The minimum width in relativistic quantum mechanics

TL;DR

This paper refutes the long-held belief that relativistic quantum mechanics imposes a minimum localization width near the Compton wavelength, demonstrating that arbitrarily small widths are possible and addressing misconceptions about localization measures.

Contribution

It clarifies the correct relativistic position amplitude, shows Lorentz contraction allows smaller widths, and constructs amplitudes with widths below the supposed minimum, challenging prior assumptions.

Findings

Relativistic position amplitude becomes a delta function for localized states.

Lorentz contraction permits wavepacket widths to be arbitrarily small.

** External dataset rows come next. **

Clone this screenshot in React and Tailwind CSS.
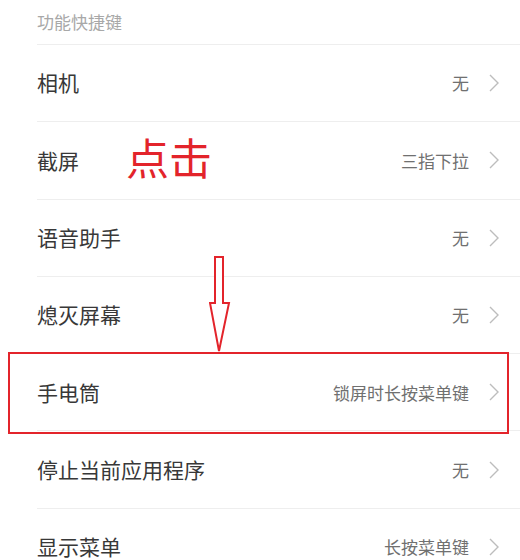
const rows = [
  ['相机', '无'],
  ['截屏', '三指下拉'],
  ['语音助手', '无'],
  ['熄灭屏幕', '无'],
  ['手电筒', '锁屏时长按菜单键'],
  ['停止当前应用程序', '无'],
  ['显示菜单', '长按菜单键'],
];

function Chevron() {
  return (
    <svg width="10" height="18" viewBox="0 0 10 18" className="shrink-0">
      <polyline points="1,1 9,9 1,17" fill="none" stroke="#bdbdbd" strokeWidth="1.4" />
    </svg>
  );
}

export default function App() {
  return (
    <div
      className="relative w-[520px] h-[560px] overflow-hidden bg-white"
      style={{ fontFamily: '"Noto Sans CJK SC", "Noto Sans", sans-serif' }}
    >
      {/* Section title */}
      <div className="h-[44px] pl-[37px] flex items-center text-[17px] text-[#a8a8a8]">
        功能快捷键
      </div>

      {/* Settings rows */}
      <div className="ml-[37px]">
        {rows.map(([label, value]) => (
          <div
            key={label}
            className="h-[77.3px] border-t border-[#eeeeee] flex items-center justify-between pr-[21px]"
          >
            <span className="text-[21px] text-[#383838]">{label}</span>
            <div className="flex items-center gap-[20px]">
              <span className="text-[17px] text-[#707070]">{value}</span>
              <Chevron />
            </div>
          </div>
        ))}
      </div>

      {/* Annotations */}
      <span className="absolute left-[126px] top-[135px] text-[43px] leading-none text-[#e3242b]">
        点击
      </span>

      <svg className="absolute left-[209px] top-[255px]" width="22" height="100" viewBox="0 0 22 100">
        <path d="M6 2 H14 V48 H20 L10 96 L1 48 H6 Z" fill="white" stroke="#e3242b" strokeWidth="2" strokeLinejoin="miter" />
      </svg>

      <div className="absolute left-[8px] top-[352px] w-[501px] h-[82px] border-2 border-[#e3242b]" />
    </div>
  );
}
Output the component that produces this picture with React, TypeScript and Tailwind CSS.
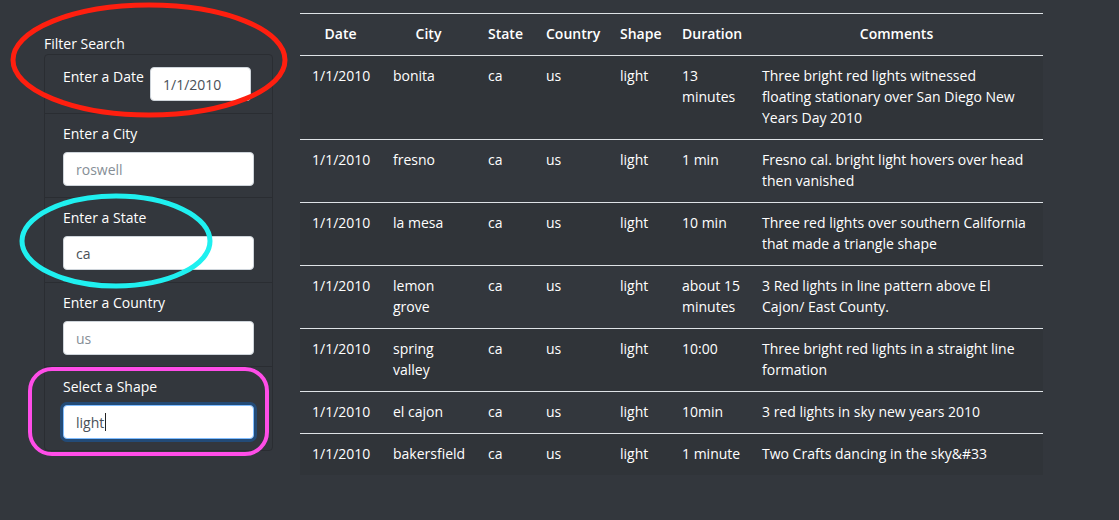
import React from "react";

type Row = { date: string; city: string[]; state: string; country: string; shape: string; duration: string[]; comments: string[] };

const rows: Row[] = [
  { date: "1/1/2010", city: ["bonita"], state: "ca", country: "us", shape: "light", duration: ["13", "minutes"], comments: ["Three bright red lights witnessed", "floating stationary over San Diego New", "Years Day 2010"] },
  { date: "1/1/2010", city: ["fresno"], state: "ca", country: "us", shape: "light", duration: ["1 min"], comments: ["Fresno cal. bright light hovers over head", "then vanished"] },
  { date: "1/1/2010", city: ["la mesa"], state: "ca", country: "us", shape: "light", duration: ["10 min"], comments: ["Three red lights over southern California", "that made a triangle shape"] },
  { date: "1/1/2010", city: ["lemon", "grove"], state: "ca", country: "us", shape: "light", duration: ["about 15", "minutes"], comments: ["3 Red lights in line pattern above El", "Cajon/ East County."] },
  { date: "1/1/2010", city: ["spring", "valley"], state: "ca", country: "us", shape: "light", duration: ["10:00"], comments: ["Three bright red lights in a straight line", "formation"] },
  { date: "1/1/2010", city: ["el cajon"], state: "ca", country: "us", shape: "light", duration: ["10min"], comments: ["3 red lights in sky new years 2010"] },
  { date: "1/1/2010", city: ["bakersfield"], state: "ca", country: "us", shape: "light", duration: ["1 minute"], comments: ["Two Crafts dancing in the sky&#33"] },
];

const Lines = ({ lines }: { lines: string[] }) => (
  <>
    {lines.map((l, i) => (
      <div key={i} className="whitespace-nowrap">{l}</div>
    ))}
  </>
);

const inputCls =
  "block h-[34px] w-full rounded-[4px] border border-[#ced4da] bg-white px-[12px] text-[14px] text-[#495057] outline-none placeholder:text-[#868e96]";

const td = "px-[12px] pt-[9px] pb-[11px] align-top";

export default function App() {
  return (
    <div className="relative flex min-h-[520px] w-full bg-[#33373d] font-['Open_Sans',sans-serif] text-[14px] leading-[21px] text-white">
      <div className="w-[273px] shrink-0 pl-[44px] pt-[33px]">
        <div className="h-[21px] whitespace-nowrap">Filter Search</div>
        <div className="rounded-[4px] border border-[#2a2d32]">
          <div className="flex items-start gap-[6px] border-b border-[#2a2d32] px-[18px] py-[12px]">
            <span className="-mt-px w-[81px] shrink-0 whitespace-nowrap">Enter a Date</span>
            <input readOnly value="1/1/2010" className={inputCls + " !w-[101px]"} />
          </div>
          <div className="border-b border-[#2a2d32] px-[18px] pt-[9px] pb-[11px]">
            <div className="mb-[8px]">Enter a City</div>
            <input readOnly placeholder="roswell" className={inputCls} />
          </div>
          <div className="border-b border-[#2a2d32] px-[18px] pt-[9px] pb-[12px]">
            <div className="mb-[8px]">Enter a State</div>
            <input readOnly value="ca" className={inputCls} />
          </div>
          <div className="border-b border-[#2a2d32] px-[18px] pt-[9px] pb-[11px]">
            <div className="mb-[8px]">Enter a Country</div>
            <input readOnly placeholder="us" className={inputCls} />
          </div>
          <div className="px-[18px] pt-[9px] pb-[11px]">
            <div className="mb-[8px]">Select a Shape</div>
            <div className="flex h-[34px] w-full items-center rounded-[4px] border border-[#80bdff] bg-white px-[12px] text-[14px] text-[#495057] shadow-[0_0_0_3px_rgba(0,123,255,0.3)]">
              <span>light</span>
              <span className="ml-[1px] inline-block h-[18px] w-[1px] bg-[#222]" />
            </div>
          </div>
        </div>
      </div>

      <div className="ml-[27px] pt-[13px]">
        <table className="w-[743px] table-fixed border-collapse">
          <colgroup>
            <col className="w-[81px]" />
            <col className="w-[95px]" />
            <col className="w-[58px]" />
            <col className="w-[74px]" />
            <col className="w-[62px]" />
            <col className="w-[80px]" />
            <col className="w-[293px]" />
          </colgroup>
          <thead>
            <tr className="border-y border-[#dee2e6]">
              {["Date", "City", "State", "Country", "Shape", "Duration", "Comments"].map((h) => (
                <th key={h} className="px-[12px] pt-[9px] pb-[11px] text-center font-semibold whitespace-nowrap">{h}</th>
              ))}
            </tr>
          </thead>
          <tbody>
            {rows.map((r, i) => (
              <tr key={i} className={(i > 0 ? "border-t border-[#dee2e6] " : "") + (i % 2 === 0 ? "bg-[#303439]" : "")}>
                <td className={td + " whitespace-nowrap"}>{r.date}</td>
                <td className={td}><Lines lines={r.city} /></td>
                <td className={td}>{r.state}</td>
                <td className={td}>{r.country}</td>
                <td className={td}>{r.shape}</td>
                <td className={td}><Lines lines={r.duration} /></td>
                <td className={td}><Lines lines={r.comments} /></td>
              </tr>
            ))}
          </tbody>
        </table>
      </div>

      <svg className="pointer-events-none absolute left-0 top-0" width="300" height="470" viewBox="0 0 300 470">
        <ellipse cx="149" cy="60" rx="136" ry="55" fill="none" stroke="#ff1f0f" strokeWidth="5" />
        <ellipse cx="116" cy="241" rx="94" ry="45" fill="none" stroke="#1ff0f0" strokeWidth="5" />
        <rect x="30" y="369" width="237" height="85" rx="22" fill="none" stroke="#ff4de8" strokeWidth="4" />
      </svg>
    </div>
  );
}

Constructed scalar amplitudes with widths smaller than the Compton wavelength.

Abstract

We challenge the widespread belief, originated by Newton and Wigner (Rev. Mod. Phys, 21, 400 (1949)) that the incorporation of special relativity into quantum mechanics implies that a massive particle cannot be localized within an arbitrarily small spatial extent, that there is a minimum width approximately equal to the Compton wavelength. Our argument is in four parts. First, the scalar function used by Newton and Wigner as a measure of localization is not a position probability amplitude. The correct relativistic position probability amplitude becomes a delta function for a state vector localized according to the criteria of Newton and Wigner. Second, the possibility of Lorentz contraction as observed from a boosted frame means that the wavepacket width in the boost direction can take arbitrarily small values. Third, we refer to the work of Almeida and Jabs (Am. J. Phys. 52, 921 (1984)) who show that the long time wavepacket spreading rate for relativistic position probability amplitudes is always less than the speed of light no matter how small the initial width of the wavepacket. Lastly, we show that it is a simple matter to construct scalar amplitudes with spatial widths smaller than the supposed minimum.